- Material shown
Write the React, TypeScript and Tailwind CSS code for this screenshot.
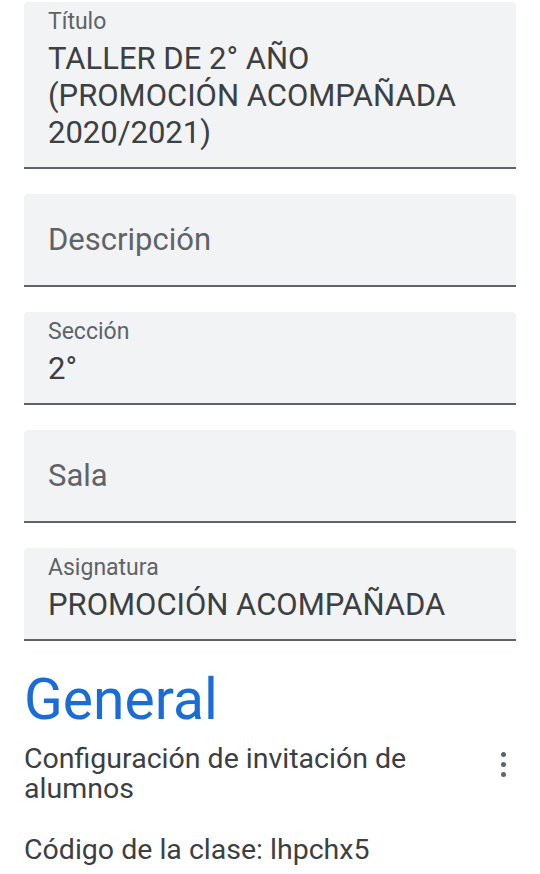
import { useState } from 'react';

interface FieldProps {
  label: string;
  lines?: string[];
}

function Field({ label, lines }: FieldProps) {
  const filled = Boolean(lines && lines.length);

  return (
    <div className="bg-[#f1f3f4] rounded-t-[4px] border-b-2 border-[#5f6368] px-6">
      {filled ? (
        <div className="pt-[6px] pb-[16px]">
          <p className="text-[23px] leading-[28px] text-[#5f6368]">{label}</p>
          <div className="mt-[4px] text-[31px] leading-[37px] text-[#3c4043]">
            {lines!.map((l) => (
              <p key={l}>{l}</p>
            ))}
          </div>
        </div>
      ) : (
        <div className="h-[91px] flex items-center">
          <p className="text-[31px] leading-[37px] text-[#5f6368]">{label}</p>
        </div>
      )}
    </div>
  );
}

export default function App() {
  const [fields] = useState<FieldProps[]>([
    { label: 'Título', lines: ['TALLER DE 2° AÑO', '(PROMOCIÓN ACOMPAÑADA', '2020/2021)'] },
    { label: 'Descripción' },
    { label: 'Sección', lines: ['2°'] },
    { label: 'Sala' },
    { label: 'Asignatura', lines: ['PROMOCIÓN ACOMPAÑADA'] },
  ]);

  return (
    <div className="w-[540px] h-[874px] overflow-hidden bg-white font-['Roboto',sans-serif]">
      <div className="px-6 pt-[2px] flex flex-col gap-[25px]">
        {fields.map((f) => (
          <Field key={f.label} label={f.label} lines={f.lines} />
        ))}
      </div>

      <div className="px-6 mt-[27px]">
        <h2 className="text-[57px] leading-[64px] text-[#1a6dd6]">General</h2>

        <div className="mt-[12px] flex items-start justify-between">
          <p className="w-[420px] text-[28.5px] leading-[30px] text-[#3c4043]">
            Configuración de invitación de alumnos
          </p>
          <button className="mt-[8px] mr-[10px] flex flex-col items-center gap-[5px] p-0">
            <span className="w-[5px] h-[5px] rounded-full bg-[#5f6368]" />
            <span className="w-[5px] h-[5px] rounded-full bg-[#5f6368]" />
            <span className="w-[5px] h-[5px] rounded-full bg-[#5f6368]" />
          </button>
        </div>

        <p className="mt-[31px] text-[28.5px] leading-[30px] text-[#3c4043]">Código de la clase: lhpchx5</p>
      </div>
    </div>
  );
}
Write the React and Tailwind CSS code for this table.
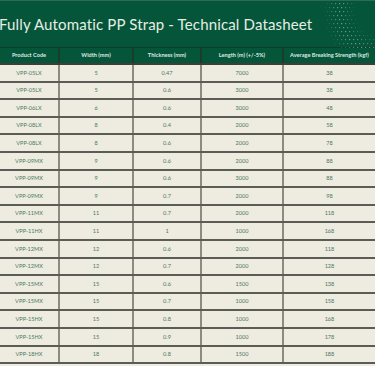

- What to do
For the data above, state how many lines contain "Write"; the number is the whole answer.

- The solution
2